The 2002 Winter Olympics were a defining moment in Utah history. The games brought belonging and relief to a nation reeling from crisis. The legacy of the last Olympics in Salt Lake City stretches beyond the memories and the medals, the infrastructure built to support the games remains today. Sporting venues are not the only structures bearing the Olympic logo. Before the games UDOT embarked on a massive project to modernize and rebuild Utah’s freeways. The largest such project involved the reconstruction of 16.2 miles of Interstate 15 in Salt Lake County at a cost of $1.63 billion, about $3 billion in today’s dollars.

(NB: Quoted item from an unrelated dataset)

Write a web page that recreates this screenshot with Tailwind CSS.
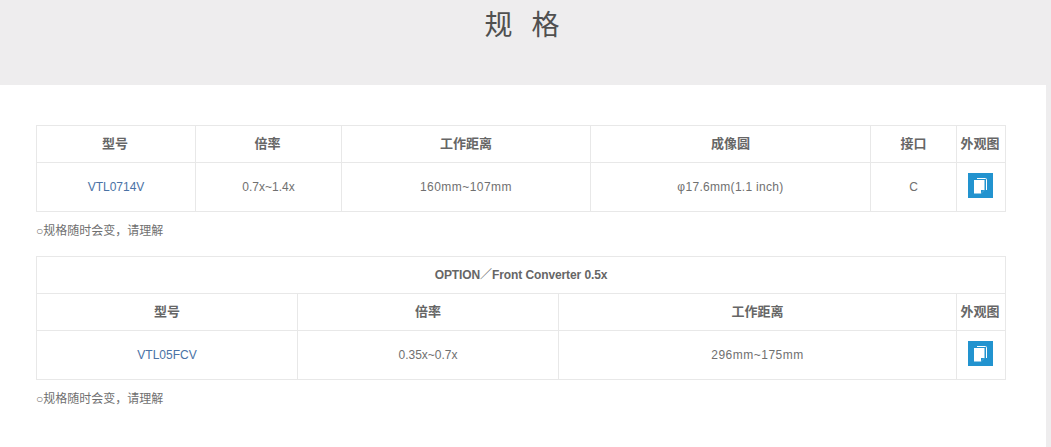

The proposal to relocate the existing Frontrunner and Union Pacific rail lines through Salt Lake City into an underground “Train Box” under 500 West and restore the Rio Grande Depot as a rail transit hub was originally proposed two years ago by a pair of engineers looking to improve the city they call home.

Recently, Salt Lake City released a screening analysis for their own Rio Grande plan. Salt Lake City’s plan comes with more benefits, and a higher cost than the original citizen-led proposal. The cost of this plan is a truly Olympic $3 billion. The timing couldn’t be better. The cost of such a project would be prohibitive under any other circumstance.

With the Olympics’ return in 2034 we have an opportunity to invest in an infrastructure legacy to serve generations to come. With the overwhelming public backlash to the proposed freeway expansion between Davis and Salt Lake counties, it is clear that the Olympic infrastructure funds leading up to 2034 should be spent on transit. Enough freeway bridges and interchanges already bear the Olympic logo, let’s focus on a project that will benefit motorists, transit riders, pedestrians and cyclists equally.

The Rio Grande plan should be our next Olympic legacy.